With the advent of eReaders, eInk devices and Tablets has come the EPUB format, which is based on HTML, CSS and JavaScript. Given the ever growing popularity of EPUB it makes sense to prioritise it's place in our work-flow, which throws a bit of a spanner into the works for XSL-FO. Current XSL-FO processors don't support EPUB, and to be honest shouldn't as it has very different use cases to fixed layout print.

In this new world we will now need two work-flows one for EPUB and one for PDF etc, or do we? We could conceivably use an XHTML document for a source file as XHTML is a subset of XML. Then using XSLT we could add the EPUB classes for one work stream and transform to XSL-FO for the others, the only real problem with this is that in many cases XHTML is to loose a specification for building a publishing platform on.

O'Reilly

Now we come to O'Reilly a publisher of technical books whose publishing platform originally used XSL-FO, but has now moved to XHTML & CSS.

O'Reilly's work-flow

O'Reilly replaced XSL-FO with CSS Paged Media and introduced an extra step into their work-flow in the form of AsciiDoc (looks like markdown, AsciiDoc is a shorthand replacement for DocBook (XML Book Format))

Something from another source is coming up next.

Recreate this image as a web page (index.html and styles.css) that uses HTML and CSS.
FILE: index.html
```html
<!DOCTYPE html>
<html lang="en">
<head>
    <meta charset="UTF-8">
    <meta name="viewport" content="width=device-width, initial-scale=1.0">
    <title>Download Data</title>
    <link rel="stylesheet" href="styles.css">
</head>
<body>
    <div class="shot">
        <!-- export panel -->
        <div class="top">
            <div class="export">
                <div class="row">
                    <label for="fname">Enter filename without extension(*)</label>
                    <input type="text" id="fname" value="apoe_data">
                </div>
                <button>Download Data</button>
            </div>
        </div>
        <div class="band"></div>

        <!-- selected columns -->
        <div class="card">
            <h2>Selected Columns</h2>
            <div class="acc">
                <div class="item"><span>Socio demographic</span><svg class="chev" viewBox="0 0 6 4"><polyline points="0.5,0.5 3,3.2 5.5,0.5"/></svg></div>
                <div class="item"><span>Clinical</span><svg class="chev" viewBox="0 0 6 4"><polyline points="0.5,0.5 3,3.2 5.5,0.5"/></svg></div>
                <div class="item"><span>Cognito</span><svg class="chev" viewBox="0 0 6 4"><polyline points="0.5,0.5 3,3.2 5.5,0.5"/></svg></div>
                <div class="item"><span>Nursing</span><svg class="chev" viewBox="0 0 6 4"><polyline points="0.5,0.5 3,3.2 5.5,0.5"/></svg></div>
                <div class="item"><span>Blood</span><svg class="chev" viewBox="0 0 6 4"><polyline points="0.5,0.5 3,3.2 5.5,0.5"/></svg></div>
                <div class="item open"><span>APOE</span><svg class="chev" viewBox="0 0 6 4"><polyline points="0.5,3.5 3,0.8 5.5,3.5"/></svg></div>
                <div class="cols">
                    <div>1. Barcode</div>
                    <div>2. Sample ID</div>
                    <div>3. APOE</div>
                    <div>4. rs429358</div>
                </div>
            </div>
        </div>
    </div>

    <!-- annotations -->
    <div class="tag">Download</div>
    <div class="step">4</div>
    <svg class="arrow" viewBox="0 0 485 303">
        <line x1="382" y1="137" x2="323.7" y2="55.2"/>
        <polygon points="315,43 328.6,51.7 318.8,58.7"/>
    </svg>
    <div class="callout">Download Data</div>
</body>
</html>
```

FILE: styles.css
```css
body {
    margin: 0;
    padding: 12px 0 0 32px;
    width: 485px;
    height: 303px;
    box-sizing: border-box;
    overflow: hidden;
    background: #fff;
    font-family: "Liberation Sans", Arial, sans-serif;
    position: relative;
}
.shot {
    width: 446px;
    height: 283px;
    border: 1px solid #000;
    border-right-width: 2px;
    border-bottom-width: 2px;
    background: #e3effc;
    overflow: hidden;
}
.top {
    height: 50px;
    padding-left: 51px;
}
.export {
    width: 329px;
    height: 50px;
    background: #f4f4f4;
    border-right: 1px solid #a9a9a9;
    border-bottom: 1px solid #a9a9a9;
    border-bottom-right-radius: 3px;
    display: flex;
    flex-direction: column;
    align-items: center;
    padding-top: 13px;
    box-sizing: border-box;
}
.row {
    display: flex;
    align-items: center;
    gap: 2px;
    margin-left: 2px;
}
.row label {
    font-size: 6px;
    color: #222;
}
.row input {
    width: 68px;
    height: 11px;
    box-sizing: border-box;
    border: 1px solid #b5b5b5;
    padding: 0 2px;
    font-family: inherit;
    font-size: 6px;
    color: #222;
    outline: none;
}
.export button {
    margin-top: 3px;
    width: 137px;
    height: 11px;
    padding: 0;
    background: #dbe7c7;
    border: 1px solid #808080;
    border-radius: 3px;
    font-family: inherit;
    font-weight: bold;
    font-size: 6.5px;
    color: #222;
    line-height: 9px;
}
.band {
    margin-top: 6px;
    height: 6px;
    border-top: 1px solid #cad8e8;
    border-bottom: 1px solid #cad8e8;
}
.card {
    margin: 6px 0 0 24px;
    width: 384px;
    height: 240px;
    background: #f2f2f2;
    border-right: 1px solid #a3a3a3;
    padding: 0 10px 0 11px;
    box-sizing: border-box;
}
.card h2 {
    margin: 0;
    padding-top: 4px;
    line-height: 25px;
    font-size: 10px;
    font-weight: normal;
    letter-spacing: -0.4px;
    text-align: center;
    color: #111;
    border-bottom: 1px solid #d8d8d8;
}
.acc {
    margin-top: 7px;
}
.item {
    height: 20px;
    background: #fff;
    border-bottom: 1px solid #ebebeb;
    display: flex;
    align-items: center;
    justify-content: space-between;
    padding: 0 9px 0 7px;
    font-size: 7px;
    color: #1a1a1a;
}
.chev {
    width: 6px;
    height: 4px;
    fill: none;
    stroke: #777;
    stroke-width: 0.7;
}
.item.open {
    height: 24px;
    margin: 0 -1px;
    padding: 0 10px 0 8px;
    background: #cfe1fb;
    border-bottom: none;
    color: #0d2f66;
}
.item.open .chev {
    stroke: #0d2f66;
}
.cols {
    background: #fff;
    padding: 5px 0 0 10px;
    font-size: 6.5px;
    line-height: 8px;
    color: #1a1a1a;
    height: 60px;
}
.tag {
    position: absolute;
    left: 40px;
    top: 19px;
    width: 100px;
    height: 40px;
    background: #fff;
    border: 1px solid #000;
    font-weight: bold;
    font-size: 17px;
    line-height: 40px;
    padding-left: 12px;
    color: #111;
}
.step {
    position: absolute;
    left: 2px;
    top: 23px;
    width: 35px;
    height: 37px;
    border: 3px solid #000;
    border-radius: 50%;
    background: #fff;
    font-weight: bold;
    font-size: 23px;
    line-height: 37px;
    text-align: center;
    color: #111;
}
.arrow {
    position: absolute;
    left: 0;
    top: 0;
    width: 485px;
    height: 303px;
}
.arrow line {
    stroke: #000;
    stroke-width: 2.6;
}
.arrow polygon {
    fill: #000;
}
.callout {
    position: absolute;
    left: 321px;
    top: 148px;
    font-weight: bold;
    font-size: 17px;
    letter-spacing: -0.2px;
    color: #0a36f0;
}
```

  • asciidoc > xml > html > books formats; PDF, Web, EPUB => mobi (mobi comes from EPUB)

Dynamic Elements such as; TOC, Index, Cross References are easier to do in XML/XSL than HTML which is why they haven't gone straight from AsciiDoc to HTML. The new work-flow allows authors to write docs in asciidoc on their Atlas web application (in-house application for creating the documents) or via a text editor.

They are using Antenna House for the HTML & CSS to PDF conversion allowing them to migrate existing titles without loosing functionality thanks to Antenna Houses CSS extended properties.

HTMLBook

In the future they plan to move to their own HTML based spec called HTMLBook - O'Reilly's own spec for books (like DocBook) HTMLBook = HTML & CSS no new stuff, just more structured.

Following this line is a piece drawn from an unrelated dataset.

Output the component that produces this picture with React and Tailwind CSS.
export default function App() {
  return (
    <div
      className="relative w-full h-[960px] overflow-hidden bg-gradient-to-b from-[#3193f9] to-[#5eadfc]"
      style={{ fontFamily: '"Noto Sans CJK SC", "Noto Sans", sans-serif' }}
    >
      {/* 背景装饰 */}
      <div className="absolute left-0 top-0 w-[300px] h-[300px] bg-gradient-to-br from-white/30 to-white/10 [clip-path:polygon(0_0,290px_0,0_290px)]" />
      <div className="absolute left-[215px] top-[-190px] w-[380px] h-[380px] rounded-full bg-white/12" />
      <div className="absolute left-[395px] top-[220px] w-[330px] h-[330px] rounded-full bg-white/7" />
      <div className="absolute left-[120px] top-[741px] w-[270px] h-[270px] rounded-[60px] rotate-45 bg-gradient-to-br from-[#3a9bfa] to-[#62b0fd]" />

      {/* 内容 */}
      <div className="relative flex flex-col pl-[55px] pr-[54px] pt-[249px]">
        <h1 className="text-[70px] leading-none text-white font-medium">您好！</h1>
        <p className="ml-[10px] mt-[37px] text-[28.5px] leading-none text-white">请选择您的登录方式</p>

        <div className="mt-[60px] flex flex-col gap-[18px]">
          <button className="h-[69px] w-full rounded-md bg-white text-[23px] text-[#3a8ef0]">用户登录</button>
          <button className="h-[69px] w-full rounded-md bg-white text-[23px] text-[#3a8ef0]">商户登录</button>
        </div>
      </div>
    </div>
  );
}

This would allow the creation of a WYSIWYG editor that creates valid markup just for the use with HTMLBook, allowing them to remove the first two steps from their work-flow

  • Htmlbook > books formats; PDF, Web, EPUB => mobi (mobi comes from EPUB)

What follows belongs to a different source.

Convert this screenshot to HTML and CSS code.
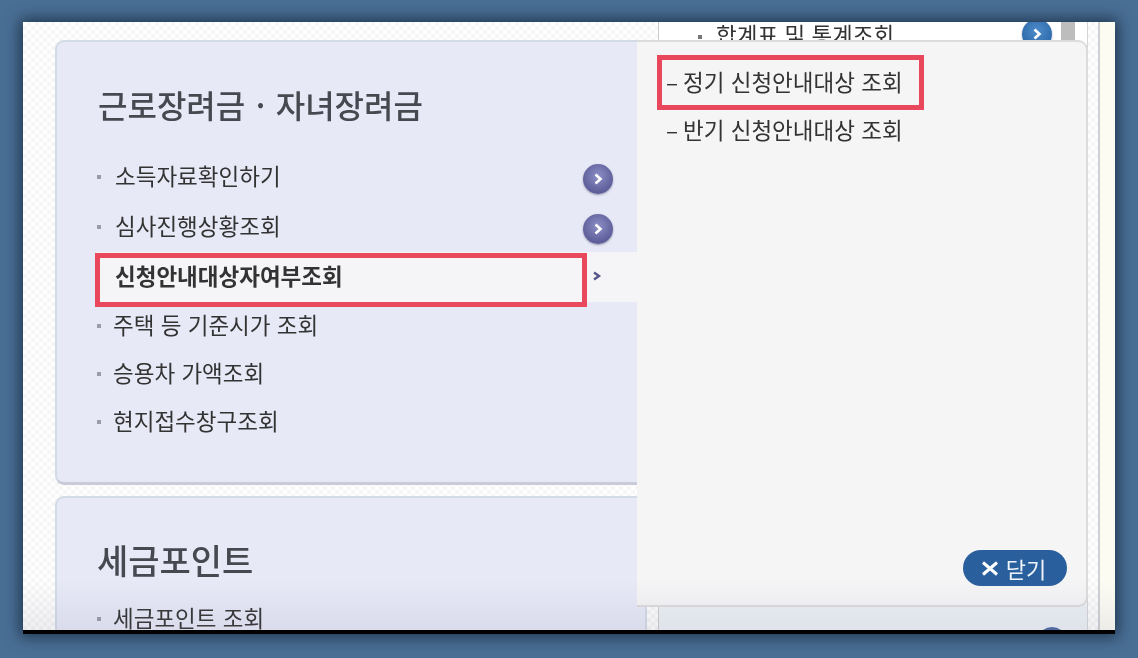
FILE: index.html
```html
<!DOCTYPE html>
<html lang="ko">
<head>
    <meta charset="UTF-8">
    <title>근로장려금 · 자녀장려금</title>
    <link rel="stylesheet" href="styles.css">
</head>
<body>
    <div class="window">
        <div class="columns">
            <div class="col-left">
                <section class="card card-first">
                    <h2>근로장려금 · 자녀장려금</h2>
                    <ul class="menu">
                        <li class="row"><span class="dot"></span><span class="label">소득자료확인하기</span><span class="go"><svg width="12" height="12" viewBox="0 0 12 12"><path d="M3.5 1.5 8.5 6 3.5 10.5" fill="none" stroke="#fff" stroke-width="2.6"/></svg></span></li>
                        <li class="row"><span class="dot"></span><span class="label">심사진행상황조회</span><span class="go"><svg width="12" height="12" viewBox="0 0 12 12"><path d="M3.5 1.5 8.5 6 3.5 10.5" fill="none" stroke="#fff" stroke-width="2.6"/></svg></span></li>
                        <li class="row row-active"><span class="label">신청안내대상자여부조회</span><svg class="chev" width="10" height="10" viewBox="0 0 10 10"><path d="M2 1.5 7 5 2 8.5" fill="none" stroke="#55558c" stroke-width="2.4"/></svg></li>
                        <li class="row row-short"><span class="dot"></span><span class="label">주택 등 기준시가 조회</span></li>
                        <li class="row row-short"><span class="dot"></span><span class="label">승용차 가액조회</span></li>
                        <li class="row row-short"><span class="dot"></span><span class="label">현지접수창구조회</span></li>
                    </ul>
                </section>
                <section class="card card-second">
                    <h2>세금포인트</h2>
                    <ul class="menu">
                        <li class="row row-short"><span class="dot"></span><span class="label">세금포인트 조회</span></li>
                    </ul>
                </section>
            </div>
            <div class="col-right">
                <div class="behind-top">
                    <span class="dot"></span><span class="behind-label">합계표 및 통계조회</span>
                    <span class="go go-blue"><svg width="12" height="12" viewBox="0 0 12 12"><path d="M3.5 1.5 8.5 6 3.5 10.5" fill="none" stroke="#fff" stroke-width="2.6"/></svg></span>
                    <span class="scrollbar"></span>
                </div>
                <div class="behind-bottom"><span class="go-peek"></span></div>
            </div>
            <div class="rail"></div>
            <div class="edge"></div>
        </div>

        <div class="popup">
            <ul class="submenu">
                <li><span class="dash">–</span>정기 신청안내대상 조회</li>
                <li><span class="dash">–</span>반기 신청안내대상 조회</li>
            </ul>
            <button class="close"><svg width="18" height="15" viewBox="0 0 18 15"><path d="M2 1.5 16 13.5M16 1.5 2 13.5" fill="none" stroke="#fff" stroke-width="3"/></svg>닫기</button>
        </div>

        <div class="mark mark-row"></div>
        <div class="mark mark-sub"></div>
        <div class="fade"></div>
    </div>
</body>
</html>
```

FILE: styles.css
```css
* {
    box-sizing: border-box;
}
html, body {
    height: 100%;
}
body {
    margin: 0;
    padding: 22px 23px 24px;
    overflow: hidden;
    background-color: #4a6f95;
    font-family: "Noto Sans CJK KR", "Noto Sans", sans-serif;
    color: #333;
}
ul {
    list-style: none;
    margin: 0;
    padding: 0;
}
.window {
    position: relative;
    height: 612px;
    border-bottom: 4px solid #000;
    background-color: #fff;
    box-shadow: 0 0 14px 3px rgba(16, 34, 54, 0.75);
    overflow: hidden;
    filter: blur(0.4px);
}
.columns {
    display: flex;
    height: 100%;
    padding-left: 32px;
    background-color: #fff;
    background-image: repeating-conic-gradient(#f6f6f6 0 25%, #fff 0 50%);
    background-size: 8px 8px;
}
.col-left {
    width: 592px;
    padding-top: 18px;
}
.card {
    border: 2px solid #d3dbe6;
    border-radius: 9px;
    background-color: #e8e9f7;
}
.card-first {
    height: 445px;
    padding: 37px 0 0 41px;
    border-bottom-width: 3px;
    border-bottom-color: #c9ccd8;
}
.card-second {
    height: 200px;
    margin-top: 11px;
    padding: 37px 0 0 40px;
}
.card h2 {
    margin: 0;
    height: 50px;
    font-size: 32px;
    line-height: 50px;
    font-weight: 500;
    word-spacing: 1.5px;
    color: #484850;
}
.card-second h2 {
    font-size: 34px;
}
.card-first .menu {
    margin: 23px 0 0 -2px;
}
.card-second .menu {
    margin: 10px 0 0 -1px;
}
.row {
    display: flex;
    align-items: center;
    height: 50px;
    font-size: 22.5px;
    color: #333;
}
.row-short {
    height: 48px;
}
.dot {
    flex: none;
    width: 4px;
    height: 4px;
    margin: 0 14px 0 1px;
    background-color: #9a9aa8;
}
.row .label {
    width: 468px;
    padding-bottom: 4px;
}
.row-short .label {
    margin-left: -2px;
}
.go {
    display: flex;
    align-items: center;
    justify-content: center;
    flex: none;
    width: 30px;
    height: 30px;
    margin-top: 3px;
    border-radius: 50%;
    background: radial-gradient(circle at 50% 40%, #8c8fc6, #5a5a96 75%, #4a4a80);
    box-shadow: 0 1px 2px rgba(60, 60, 90, 0.5);
}
.row-active {
    background-color: #f5f5f7;
}
.row-active .label {
    width: 496px;
    padding-left: 19px;
    font-weight: 700;
}
.chev {
    margin-top: -2px;
}
.col-right {
    position: relative;
    display: flex;
    flex-direction: column;
    justify-content: space-between;
    width: 429px;
    margin-left: 11px;
    border-left: 1px solid #ccc;
}
.behind-top {
    display: flex;
    align-items: center;
    height: 24px;
    padding-left: 39px;
    background-color: #fff;
}
.behind-label {
    font-size: 22.5px;
    line-height: 24px;
    color: #333;
}
.behind-top .dot {
    width: 4px;
    height: 4px;
    margin: 6px 14px 0 0;
    background-color: #777;
}
.go-blue {
    margin: 0 0 0 128px;
    background: radial-gradient(circle at 50% 40%, #4d8ccb, #2c69aa 75%);
}
.scrollbar {
    width: 14px;
    height: 24px;
    margin-left: 9px;
    background-color: #bdbdbd;
}
.behind-bottom {
    position: relative;
    height: 30px;
    background: linear-gradient(#eaeff4, #eef2f6);
}
.go-peek {
    position: absolute;
    right: 20px;
    bottom: -27px;
    width: 30px;
    height: 30px;
    border-radius: 50%;
    background-color: #4a6aa5;
}
.rail {
    flex: none;
    width: 13px;
    border-right: 2px solid #cfd0d4;
    border-left: 1px solid #d4d4d8;
}
.edge {
    flex: 1;
    background-color: #fdfcf3;
}
.popup {
    position: absolute;
    top: 18px;
    left: 614px;
    width: 451px;
    height: 567px;
    border: solid #dcdcdc;
    border-width: 2px 2px 2px 0;
    border-radius: 0 10px 10px 0;
    background-color: #f5f5f6;
    padding: 15px 0 0 29px;
}
.submenu li {
    display: flex;
    height: 48px;
    font-size: 22.5px;
    line-height: 48px;
    white-space: pre;
    color: #333;
}
.dash {
    width: 17px;
}
.close {
    position: absolute;
    right: 19px;
    bottom: 19px;
    display: flex;
    align-items: center;
    justify-content: center;
    gap: 7px;
    width: 104px;
    height: 36px;
    padding: 0 3px 0 0;
    border: none;
    border-radius: 18px;
    background-color: #2a5f9e;
    color: #eef3f9;
    font-family: inherit;
    font-size: 22px;
    cursor: pointer;
}
.mark {
    position: absolute;
    border: 5px solid #e8475c;
}
.mark-row {
    top: 231px;
    left: 72px;
    width: 492px;
    height: 54px;
}
.mark-sub {
    top: 33px;
    left: 634px;
    width: 267px;
    height: 55px;
}
.fade {
    position: absolute;
    left: 0;
    right: 0;
    bottom: 0;
    height: 50px;
    background: linear-gradient(rgba(120, 120, 150, 0), rgba(120, 120, 150, 0.12));
    pointer-events: none;
}
```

If you want to know more about O'Reilly's solution check out this video titled Single Source Publishing and HTML by Nellie McKesson.

Is CSS The Future?

Yes, I believe that within the next few years CSS will supplant XSL-FO in the world's publishing houses as it has at O'Reilly.

But as of today you can't use CSS Paged Media in a browser, according to Mozilla only basic support is currently available.

You will therefore need to use a PDF processor to transform your XHTML and CSS into a PDF.

XHTML2PDF

Free XHTML & CSS processor

Antenna House

As well as XSL-FO it also takes CSS3 and provides a couple of hundred CSS extended properties to fill the gap between CSS and XSL-FO. See previous section for full details.

Prince

PDF Processor for HTML5 & CSS it also has a number of extensions to fill the gaps in the CSS Paged Media spec.

  • Server License: $3800 | £2271 | €2791
  • Developer License: $495 | £296 | €363
  • Interfaces: Java, .Net, PHP, Ruby on Rails, COM
  • Output Formats: PDF
  • http://www.princexml.com/

Vendor lock in?

The CSS to PDF processors aren't cheap and with the number of vendor specific extended properties I'd have some concern about code portability and vendor lock-in, the current situation reminds of when we moved from Internet Explorer 6 to other browsers.

Conclusion

XSL-FO isn't dead yet and is still more than up to the task of being the basis of an XML based publishing system today. If you are only interested in printed media and have no plans to support EPUB I would recommend using XSL-FO without reservation.

If however you need to also support EPUB, CSS should figure in your plans, its evolving fast and the paged media spec is now a working draft which should mean browser vendors start implementing it.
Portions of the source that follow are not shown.